* begin *

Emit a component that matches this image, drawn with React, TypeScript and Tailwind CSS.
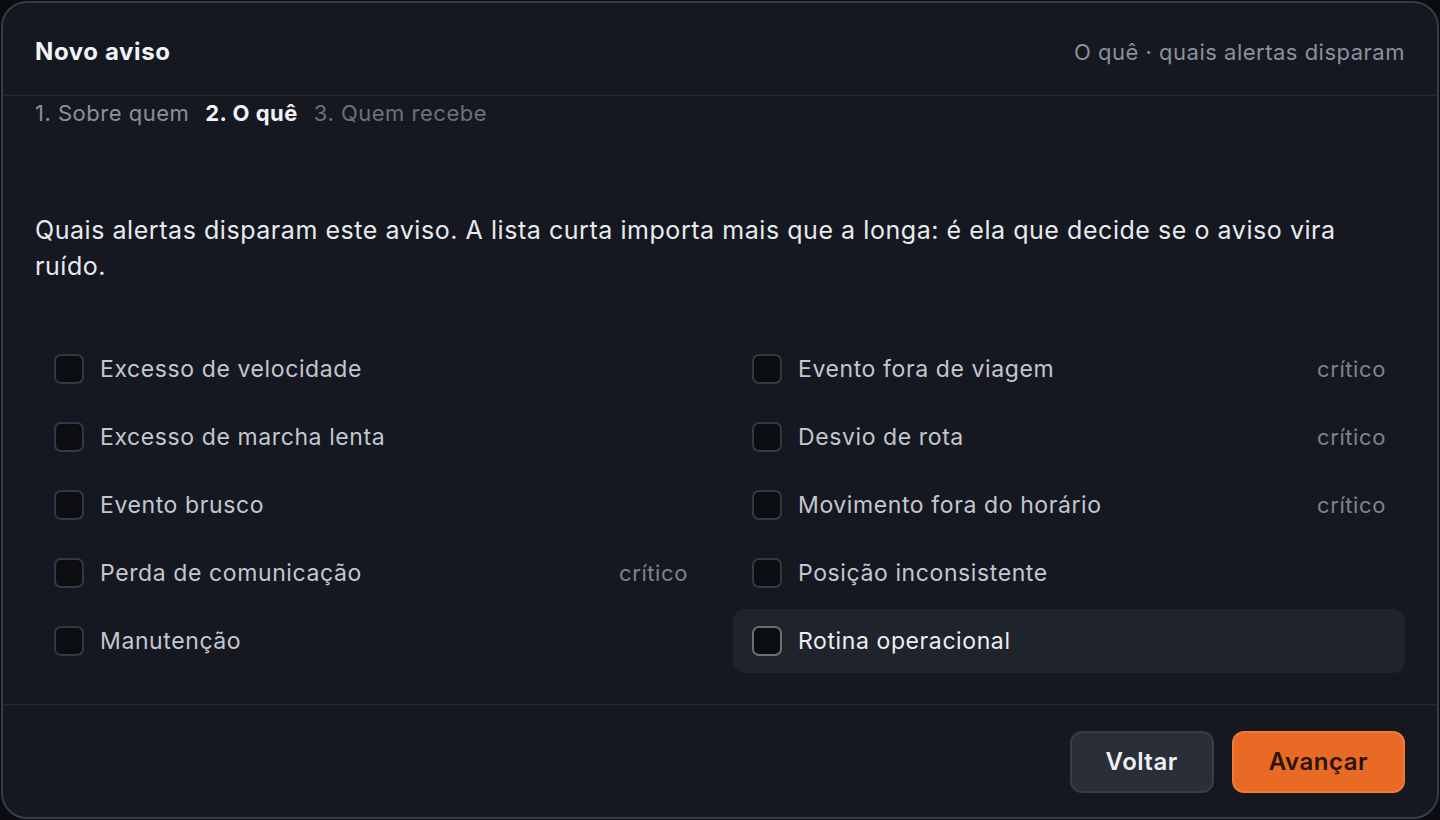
import React, { useState } from 'react';

type Alerta = { id: string; label: string; critico?: boolean };

const esquerda: Alerta[] = [
  { id: 'velocidade', label: 'Excesso de velocidade' },
  { id: 'marcha', label: 'Excesso de marcha lenta' },
  { id: 'brusco', label: 'Evento brusco' },
  { id: 'comunicacao', label: 'Perda de comunicação', critico: true },
  { id: 'manutencao', label: 'Manutenção' },
];

const direita: Alerta[] = [
  { id: 'fora-viagem', label: 'Evento fora de viagem', critico: true },
  { id: 'desvio', label: 'Desvio de rota', critico: true },
  { id: 'horario', label: 'Movimento fora do horário', critico: true },
  { id: 'posicao', label: 'Posição inconsistente' },
  { id: 'rotina', label: 'Rotina operacional' },
];

const AlertaRow: React.FC<{
  alerta: Alerta;
  checked: boolean;
  active: boolean;
  onToggle: () => void;
}> = ({ alerta, checked, active, onToggle }) => (
  <button
    onClick={onToggle}
    className={`flex h-16 w-full items-center gap-4 rounded-xl px-[19px] text-left ${
      active ? 'bg-[#1f232b]' : 'hover:bg-[#1f232b]'
    }`}
  >
    <span
      className={`flex h-[30px] w-[30px] shrink-0 items-center justify-center rounded-[7px] border-2 ${
        active ? 'border-[#6b717c]' : 'border-[#323844]'
      } ${checked ? 'bg-[#e86a24]' : 'bg-[#0c0e12]'}`}
    >
      {checked && (
        <svg viewBox="0 0 24 24" className="h-4 w-4" fill="none" stroke="#1a0d05" strokeWidth="3">
          <path d="M5 12l5 5 9-10" />
        </svg>
      )}
    </span>
    <span
      className={`flex-1 text-[23px] tracking-[0.6px] ${active ? 'text-[#eceef2]' : 'text-[#c3c7cf]'}`}
    >
      {alerta.label}
    </span>
    {alerta.critico && <span className="text-[22px] tracking-[0.6px] text-[#7d838e]">crítico</span>}
  </button>
);

export default function App() {
  const [selected, setSelected] = useState<Record<string, boolean>>({});
  const toggle = (id: string) => setSelected((s) => ({ ...s, [id]: !s[id] }));

  return (
    <div
      className="h-[820px] w-[1440px] overflow-hidden bg-[#0a0c10] p-[1px]"
      style={{ fontFamily: 'Inter, "Noto Sans", sans-serif' }}
    >
      <div className="flex h-full flex-col rounded-[26px] border-2 border-[#353b47] bg-[#151820]">
        <header className="flex h-[93px] shrink-0 items-center justify-between border-b border-[#242831] px-[32px] pt-[6px]">
          <h1 className="text-[24px] font-bold tracking-[0.6px] text-[#f2f3f6]">Novo aviso</h1>
          <span className="text-[22px] tracking-[0.5px] text-[#8a909b]">O quê · quais alertas disparam</span>
        </header>

        <nav className="flex gap-4 px-[32px] pt-[1px] text-[22px] tracking-[0.5px]">
          <span className="text-[#8a909b]">1. Sobre quem</span>
          <span className="font-bold text-[#f2f3f6]">2. O quê</span>
          <span className="text-[#6a707b]">3. Quem recebe</span>
        </nav>

        <main className="flex-1 px-[32px] pt-[82px]">
          <p className="text-[25px] leading-[36px] tracking-[0.55px] text-[#e8eaee]">
            Quais alertas disparam este aviso. A lista curta importa mais que a longa: é ela que decide se o
            aviso vira ruído.
          </p>

          <div className="mt-[53px] grid grid-cols-2 gap-x-[26px]">
            <div className="flex flex-col gap-1">
              {esquerda.map((a) => (
                <AlertaRow
                  key={a.id}
                  alerta={a}
                  checked={!!selected[a.id]}
                  active={false}
                  onToggle={() => toggle(a.id)}
                />
              ))}
            </div>
            <div className="flex flex-col gap-1">
              {direita.map((a) => (
                <AlertaRow
                  key={a.id}
                  alerta={a}
                  checked={!!selected[a.id]}
                  active={a.id === 'rotina'}
                  onToggle={() => toggle(a.id)}
                />
              ))}
            </div>
          </div>
        </main>

        <footer className="flex h-[113px] shrink-0 items-center justify-end gap-[18px] border-t border-[#242831] px-[32px] pt-[2px]">
          <button className="h-[62px] rounded-xl border-2 border-[#373d48] bg-[#292e38] px-[34px] text-[24px] font-semibold tracking-[0.5px] text-[#eef0f3]">
            Voltar
          </button>
          <button className="h-[62px] rounded-xl border-2 border-[#f07a36] bg-[#e86a24] px-[35px] text-[24px] font-semibold tracking-[0.5px] text-[#2a1306]">
            Avançar
          </button>
        </footer>
      </div>
    </div>
  );
}
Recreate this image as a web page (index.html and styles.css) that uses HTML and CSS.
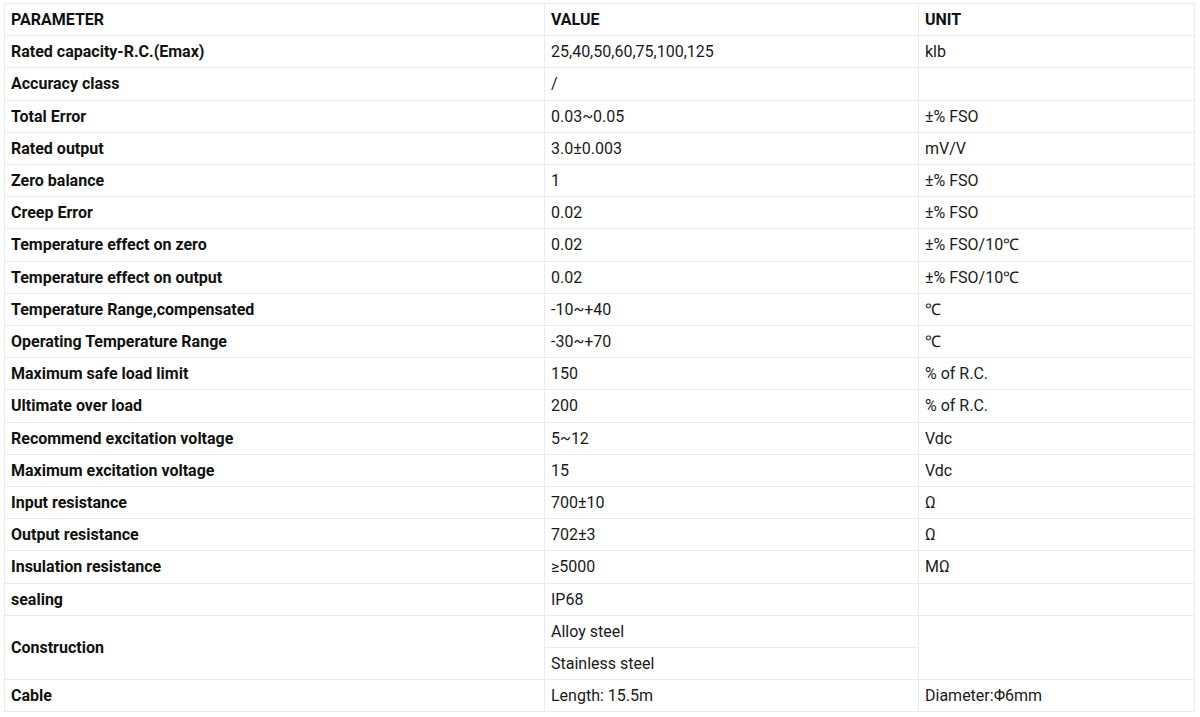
FILE: index.html
```html
<!DOCTYPE html>
<html>
<head>
<meta charset="utf-8">
<link rel="stylesheet" href="styles.css">
</head>
<body>
<table class="spec">
  <colgroup>
    <col class="c1"><col class="c2"><col class="c3">
  </colgroup>
  <tbody>
    <tr class="head"><td class="p">PARAMETER</td><td>VALUE</td><td>UNIT</td></tr>
    <tr><td class="p">Rated capacity-R.C.(Emax)</td><td>25,40,50,60,75,100,125</td><td>klb</td></tr>
    <tr><td class="p">Accuracy class</td><td>/</td><td></td></tr>
    <tr><td class="p">Total Error</td><td>0.03~0.05</td><td>±% FSO</td></tr>
    <tr><td class="p">Rated output</td><td>3.0±0.003</td><td>mV/V</td></tr>
    <tr><td class="p">Zero balance</td><td>1</td><td>±% FSO</td></tr>
    <tr><td class="p">Creep Error</td><td>0.02</td><td>±% FSO</td></tr>
    <tr><td class="p">Temperature effect on zero</td><td>0.02</td><td>±% FSO/10℃</td></tr>
    <tr><td class="p">Temperature effect on output</td><td>0.02</td><td>±% FSO/10℃</td></tr>
    <tr><td class="p">Temperature Range,compensated</td><td>-10~+40</td><td>℃</td></tr>
    <tr><td class="p">Operating Temperature Range</td><td>-30~+70</td><td>℃</td></tr>
    <tr><td class="p">Maximum safe load limit</td><td>150</td><td>% of R.C.</td></tr>
    <tr><td class="p">Ultimate over load</td><td>200</td><td>% of R.C.</td></tr>
    <tr><td class="p">Recommend excitation voltage</td><td>5~12</td><td>Vdc</td></tr>
    <tr><td class="p">Maximum excitation voltage</td><td>15</td><td>Vdc</td></tr>
    <tr><td class="p">Input resistance</td><td>700±10</td><td>Ω</td></tr>
    <tr><td class="p">Output resistance</td><td>702±3</td><td>Ω</td></tr>
    <tr><td class="p">Insulation resistance</td><td>≥5000</td><td>MΩ</td></tr>
    <tr><td class="p">sealing</td><td>IP68</td><td></td></tr>
    <tr><td class="p" rowspan="2">Construction</td><td>Alloy steel</td><td rowspan="2"></td></tr>
    <tr><td>Stainless steel</td></tr>
    <tr><td class="p">Cable</td><td>Length: 15.5m</td><td>Diameter:Φ6mm</td></tr>
  </tbody>
</table>
</body>
</html>
```

FILE: styles.css
```css
html, body {
  margin: 0;
  padding: 0;
  background: #fff;
}
body {
  padding: 3px 4px;
  font-family: Roboto, "Liberation Sans", Arial, sans-serif;
  font-size: 16px;
  color: #1a1a1a;
}
.spec {
  border-collapse: collapse;
  width: 1190px;
  table-layout: fixed;
}
.spec .c1 { width: 540px; }
.spec .c2 { width: 374px; }
.spec .c3 { width: 276px; }
.spec td {
  border: 1px solid #ebebeb;
  padding: 5px 6px;
  line-height: 21.2px;
  vertical-align: middle;
  text-align: left;
}
.spec td.p {
  font-weight: 700;
  color: #111;
}
.spec .head td {
  font-weight: 700;
  color: #111;
}
```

* end *

> [What is asked]: Set down the records in full and exactly. Do not carry over any image.

> [The completed task]:
Emit a component that matches this image, drawn with React, TypeScript and Tailwind CSS.
import React, { useState } from 'react';

type Alerta = { id: string; label: string; critico?: boolean };

const esquerda: Alerta[] = [
  { id: 'velocidade', label: 'Excesso de velocidade' },
  { id: 'marcha', label: 'Excesso de marcha lenta' },
  { id: 'brusco', label: 'Evento brusco' },
  { id: 'comunicacao', label: 'Perda de comunicação', critico: true },
  { id: 'manutencao', label: 'Manutenção' },
];

const direita: Alerta[] = [
  { id: 'fora-viagem', label: 'Evento fora de viagem', critico: true },
  { id: 'desvio', label: 'Desvio de rota', critico: true },
  { id: 'horario', label: 'Movimento fora do horário', critico: true },
  { id: 'posicao', label: 'Posição inconsistente' },
  { id: 'rotina', label: 'Rotina operacional' },
];

const AlertaRow: React.FC<{
  alerta: Alerta;
  checked: boolean;
  active: boolean;
  onToggle: () => void;
}> = ({ alerta, checked, active, onToggle }) => (
  <button
    onClick={onToggle}
    className={`flex h-16 w-full items-center gap-4 rounded-xl px-[19px] text-left ${
      active ? 'bg-[#1f232b]' : 'hover:bg-[#1f232b]'
    }`}
  >
    <span
      className={`flex h-[30px] w-[30px] shrink-0 items-center justify-center rounded-[7px] border-2 ${
        active ? 'border-[#6b717c]' : 'border-[#323844]'
      } ${checked ? 'bg-[#e86a24]' : 'bg-[#0c0e12]'}`}
    >
      {checked && (
        <svg viewBox="0 0 24 24" className="h-4 w-4" fill="none" stroke="#1a0d05" strokeWidth="3">
          <path d="M5 12l5 5 9-10" />
        </svg>
      )}
    </span>
    <span
      className={`flex-1 text-[23px] tracking-[0.6px] ${active ? 'text-[#eceef2]' : 'text-[#c3c7cf]'}`}
    >
      {alerta.label}
    </span>
    {alerta.critico && <span className="text-[22px] tracking-[0.6px] text-[#7d838e]">crítico</span>}
  </button>
);

export default function App() {
  const [selected, setSelected] = useState<Record<string, boolean>>({});
  const toggle = (id: string) => setSelected((s) => ({ ...s, [id]: !s[id] }));

  return (
    <div
      className="h-[820px] w-[1440px] overflow-hidden bg-[#0a0c10] p-[1px]"
      style={{ fontFamily: 'Inter, "Noto Sans", sans-serif' }}
    >
      <div className="flex h-full flex-col rounded-[26px] border-2 border-[#353b47] bg-[#151820]">
        <header className="flex h-[93px] shrink-0 items-center justify-between border-b border-[#242831] px-[32px] pt-[6px]">
          <h1 className="text-[24px] font-bold tracking-[0.6px] text-[#f2f3f6]">Novo aviso</h1>
          <span className="text-[22px] tracking-[0.5px] text-[#8a909b]">O quê · quais alertas disparam</span>
        </header>

        <nav className="flex gap-4 px-[32px] pt-[1px] text-[22px] tracking-[0.5px]">
          <span className="text-[#8a909b]">1. Sobre quem</span>
          <span className="font-bold text-[#f2f3f6]">2. O quê</span>
          <span className="text-[#6a707b]">3. Quem recebe</span>
        </nav>

        <main className="flex-1 px-[32px] pt-[82px]">
          <p className="text-[25px] leading-[36px] tracking-[0.55px] text-[#e8eaee]">
            Quais alertas disparam este aviso. A lista curta importa mais que a longa: é ela que decide se o
            aviso vira ruído.
          </p>

          <div className="mt-[53px] grid grid-cols-2 gap-x-[26px]">
            <div className="flex flex-col gap-1">
              {esquerda.map((a) => (
                <AlertaRow
                  key={a.id}
                  alerta={a}
                  checked={!!selected[a.id]}
                  active={false}
                  onToggle={() => toggle(a.id)}
                />
              ))}
            </div>
            <div className="flex flex-col gap-1">
              {direita.map((a) => (
                <AlertaRow
                  key={a.id}
                  alerta={a}
                  checked={!!selected[a.id]}
                  active={a.id === 'rotina'}
                  onToggle={() => toggle(a.id)}
                />
              ))}
            </div>
          </div>
        </main>

        <footer className="flex h-[113px] shrink-0 items-center justify-end gap-[18px] border-t border-[#242831] px-[32px] pt-[2px]">
          <button className="h-[62px] rounded-xl border-2 border-[#373d48] bg-[#292e38] px-[34px] text-[24px] font-semibold tracking-[0.5px] text-[#eef0f3]">
            Voltar
          </button>
          <button className="h-[62px] rounded-xl border-2 border-[#f07a36] bg-[#e86a24] px-[35px] text-[24px] font-semibold tracking-[0.5px] text-[#2a1306]">
            Avançar
          </button>
        </footer>
      </div>
    </div>
  );
}
Recreate this image as a web page (index.html and styles.css) that uses HTML and CSS.
FILE: index.html
```html
<!DOCTYPE html>
<html>
<head>
<meta charset="utf-8">
<link rel="stylesheet" href="styles.css">
</head>
<body>
<table class="spec">
  <colgroup>
    <col class="c1"><col class="c2"><col class="c3">
  </colgroup>
  <tbody>
    <tr class="head"><td class="p">PARAMETER</td><td>VALUE</td><td>UNIT</td></tr>
    <tr><td class="p">Rated capacity-R.C.(Emax)</td><td>25,40,50,60,75,100,125</td><td>klb</td></tr>
    <tr><td class="p">Accuracy class</td><td>/</td><td></td></tr>
    <tr><td class="p">Total Error</td><td>0.03~0.05</td><td>±% FSO</td></tr>
    <tr><td class="p">Rated output</td><td>3.0±0.003</td><td>mV/V</td></tr>
    <tr><td class="p">Zero balance</td><td>1</td><td>±% FSO</td></tr>
    <tr><td class="p">Creep Error</td><td>0.02</td><td>±% FSO</td></tr>
    <tr><td class="p">Temperature effect on zero</td><td>0.02</td><td>±% FSO/10℃</td></tr>
    <tr><td class="p">Temperature effect on output</td><td>0.02</td><td>±% FSO/10℃</td></tr>
    <tr><td class="p">Temperature Range,compensated</td><td>-10~+40</td><td>℃</td></tr>
    <tr><td class="p">Operating Temperature Range</td><td>-30~+70</td><td>℃</td></tr>
    <tr><td class="p">Maximum safe load limit</td><td>150</td><td>% of R.C.</td></tr>
    <tr><td class="p">Ultimate over load</td><td>200</td><td>% of R.C.</td></tr>
    <tr><td class="p">Recommend excitation voltage</td><td>5~12</td><td>Vdc</td></tr>
    <tr><td class="p">Maximum excitation voltage</td><td>15</td><td>Vdc</td></tr>
    <tr><td class="p">Input resistance</td><td>700±10</td><td>Ω</td></tr>
    <tr><td class="p">Output resistance</td><td>702±3</td><td>Ω</td></tr>
    <tr><td class="p">Insulation resistance</td><td>≥5000</td><td>MΩ</td></tr>
    <tr><td class="p">sealing</td><td>IP68</td><td></td></tr>
    <tr><td class="p" rowspan="2">Construction</td><td>Alloy steel</td><td rowspan="2"></td></tr>
    <tr><td>Stainless steel</td></tr>
    <tr><td class="p">Cable</td><td>Length: 15.5m</td><td>Diameter:Φ6mm</td></tr>
  </tbody>
</table>
</body>
</html>
```

FILE: styles.css
```css
html, body {
  margin: 0;
  padding: 0;
  background: #fff;
}
body {
  padding: 3px 4px;
  font-family: Roboto, "Liberation Sans", Arial, sans-serif;
  font-size: 16px;
  color: #1a1a1a;
}
.spec {
  border-collapse: collapse;
  width: 1190px;
  table-layout: fixed;
}
.spec .c1 { width: 540px; }
.spec .c2 { width: 374px; }
.spec .c3 { width: 276px; }
.spec td {
  border: 1px solid #ebebeb;
  padding: 5px 6px;
  line-height: 21.2px;
  vertical-align: middle;
  text-align: left;
}
.spec td.p {
  font-weight: 700;
  color: #111;
}
.spec .head td {
  font-weight: 700;
  color: #111;
}
```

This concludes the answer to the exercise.